On May 21, 1969, John Mroczka, a twenty-three-year-old factory worker, stopped his motorcycle near a bridge on Route 147 outside of Middlefield, Connecticut, and while walking along the edge of a stream looking for trout saw a "set of legs" and "body" partly submerged. State police were called to the scene by Mroczka, and they recovered from the Stream the body of a black male whose wrists were tied with gauze and whose neck was encircled by a noose fashioned from a wire coat hanger. An autopsy, conducted immediately afterward, indicated that the man had been severely burned on wide areas of the chest, wrists, buttocks, thighs, and right shoulder and had also been beaten around the face, the groin, and the lumbar region with a hard object before he was shot in the head and chest. The victim, who was subsequently identified by his fingerprints as Alex Rackley, had died, a pathologist concluded, within the preceding twelve to twenty four hours.

Just after midnight on May 22nd, New Haven police acted on a tip supplied by an informant who identified a Polaroid photograph of the corpse as a man who had been tortured with scalding water in an apartment that served as the headquarter of the Black Panther Party. Around 12:30 A.M., they raided the apartment and arrested Warren Kimbro, thirty-five, one of the leaders of the New Haven chapter of the Black Panther Party, and five women members. Eventually, eight other Black Panthers, including Bobby Seale, the national chairman of the Party, were arrested, and all of those arrested, except two who were remanded to a juvenile court, were charged with complicity, in varying degrees, in the kidnaping or torture or murder of Alex Rackley, a twenty-four year old teenage member of the New York chapter of the Black Panther party.

Charles Garry immediately charged that "Rackley was killed by the police or by agents of some armed agency of the government." Holding that the murder victim was in "good standing" in the Party, he further declared, as quoted in Newsweek, "We have every reason to believe, and we intend to prove, when the time comes, that Rackley was murdered by police agents."

Even without proof, Garry’s version of the events gained wide currency. The U.P.I.'s listing of Panthers alleged by a Party spokesman to have been killed by the police cites "Alex Rackley" simply as " 'tortured and killed' by the police in New Haven, Conn., in May, 1969." At Yale, where a national May Day rally was held in the spring of 1970 to support the Panthers charged in the case, William Sloane Coffin, the Yale chaplain, described the trial of the accused Panthers as "Panther repression," and said, "All of us conspired to bring on this tragedy by law enforcement agencies by their illegal acts against the Panthers, and the rest of us by our immoral silence in front of these acts." At the same time, the president of Yale, King man Brewster, Jr., told striking students who were demanding, among other things, the release of the Black Panthers awaiting trial for Rackley's murder, that he was "skeptical of the ability of black revolutionaries to achieve a fair trial anywhere in the United States," adding, "in large measure, the atmosphere has been created by police actions and prosecutions against the Panthers in many parts of the country."

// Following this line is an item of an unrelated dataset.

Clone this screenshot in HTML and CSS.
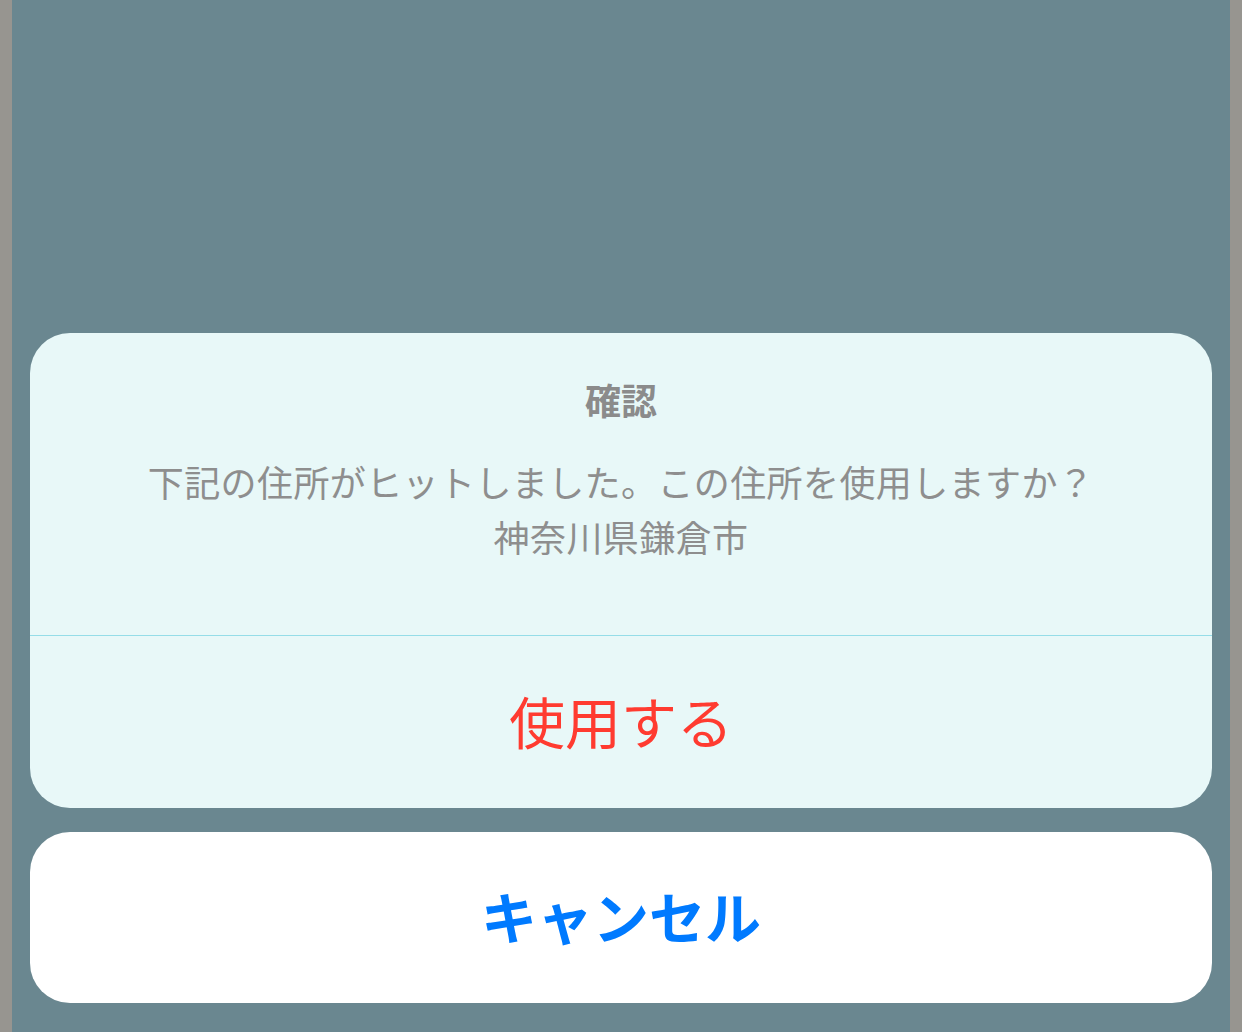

At this point, the three Black Panther officers who were specifically accused of taking Rackley to the stream near Middlefield, Connecticut, where his body was found had long since admitted their participation in the killing. George Sams, Jr., a twenty-three year old Panther who had once held the rank of field marshal in the National Black Panther Party, pleaded guilty to second-degree murder, which In Connecticut carries with it a mandatory sentence of life imprisonment, and testified that in the early morning of May 21, 1969, he and Warren Kimbro and Lonnie McLucas, using a car that McLucas had borrowed, took Rackley, bound and gagged, from Black Panther headquarters in New Haven to a deserted spot off Route 147; there Kimbro, under Sams' direction, shot Rackley in the head with a .45-caliber pistol, and a few minutes later McLucas fired another shot into the body. Sams testified that he was acting under orders from the "national" Party personally given to him by Bobby Seale. Kimbro pleaded guilty to second-degree murder in January, 1970, and testified in open court that he fired the first shot into the back of Rackley's head after Sams said, "Now." Kimbro, however, refused to implicate Seale in the crime, testifying that he himself was asleep at the time Seale was said by Sams to have visited the headquarters. McLucas, twenty-three, a captain in the Black Panther Party and a founder of the Bridgeport chapter, gave the same general account of the killing to New Haven police detectives and F.B.I. agents two days after he was captured in Salt Lake City in June, 1969. During his own trial, at which he pleaded not guilty to the charge of conspiracy, McLucas testified that he drove Rackley, bound and gagged, along with Sams and Kimbro, from New Haven to Middlefield; after Kimbro had shot Rackley, McLucas said, Sams ordered him, McLucas, "to make sure he was dead." McLucas said he then fired a second bullet into Rackley. McLucas, like Kimbro, has not implicated Seale, although he acknowledged under cross-examination that at the time of the killing he believed be was acting under orders from "national headquarters." (McLucas was found guilty of conspiracy to commit murder and sentenced to twelve to fifteen years in prison.)